The situation has Hancock hoping — praying? — for regression to the mean.
“When you look at the individual players on this team, they are almost across the board playing below their career average or projection,” Hancock said. “So it stands to reason that this offense is not as bad as they’ve been. Yet, here we are in the middle of July and that regression has failed to materialize.”
And if Smith or Chase Headley (ostensibly the team’s best player but currently hitting only .226) is traded, the offense could get worse.
But even if it did, would it be the worst of all time? Comparing teams of different eras can be tricky, with statistics like home runs, stolen bases and runs scored fluctuating wildly depending on how baseball was played at a particular point in history.
In an attempt to smooth out cross-era comparisons, Baseball-Reference.com developed a statistic called Split O.P.S. Many fans of traditional statistics will roll their eyes at yet another metric, but Split O.P.S. uses two tried-and-true numbers — on-base and slugging percentages — and compares the team’s combination of those two figures with the rest of the major league clubs that season.
Each team is then assigned a number indicating how far the team is above or below the major league average. The baseline is 100, with anything above it indicating the team performed above average, and vice versa.

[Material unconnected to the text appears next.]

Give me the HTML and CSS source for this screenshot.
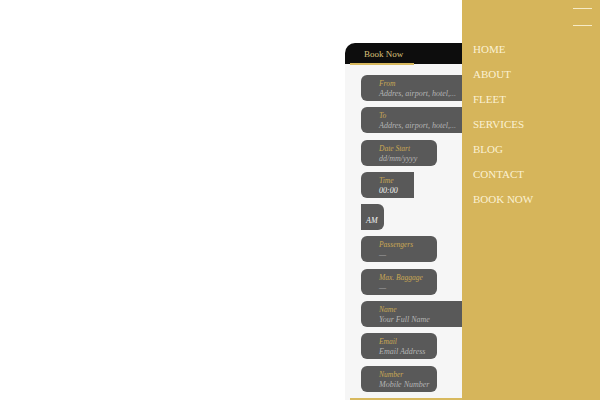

In the case of the 2014 Padres, comparing the team’s .607 O.P.S. to the major league average of .707 results in a Split O.P.S. of 72, or the second lowest a team has registered in the last 100 years. The worst full-season Split O.P.S. on record, a 71, came from the 1924 Boston Braves, a team that included Casey Stengel, who was an outlier on that club with a respectable .280 average.
Tied with the Padres at 72 are the 1963 Houston Colt .45s, an expansion team then in its second season with a roster that featured seven teenagers, including a couple of 19-year-olds named Rusty Staub and Joe Morgan.
Staub, who went on to reach base more than 4,000 times in his career, was allowed to struggle through his first season, batting .224 in 150 games. His total stands as the second-most games in a season by any player under 20 years of age.
On Sept. 27 of that season, the Colt .45s, with nothing to lose except another game, took things to an extreme, fielding an entire starting lineup of rookies. Morgan provided the team’s only extra-base hit as the Colt .45s fell to the lowly Mets, 10-3.
The Padres, however, don’t have any teenagers on their roster, so that excuse is out. Nor are they a relatively new expansion team. Nor, at this point, are they even a team with a general manager, since no one has yet been appointed to replace Josh Byrnes, who was dismissed on June 22.
And since there is no general manager, Paranal and Hancock were given an opportunity to wing it. What would they do, they were asked, to fix a team that’s so feeble? Both responded that they would trade Headley and bail on the rest of the 2014 season. “Maybe even 2015,” Hancock added.
But for now the Padres will stumble along, with a pitching staff good enough to win a few games, and an offense so bad that opposing pitchers circle the calendar, waiting for their shot.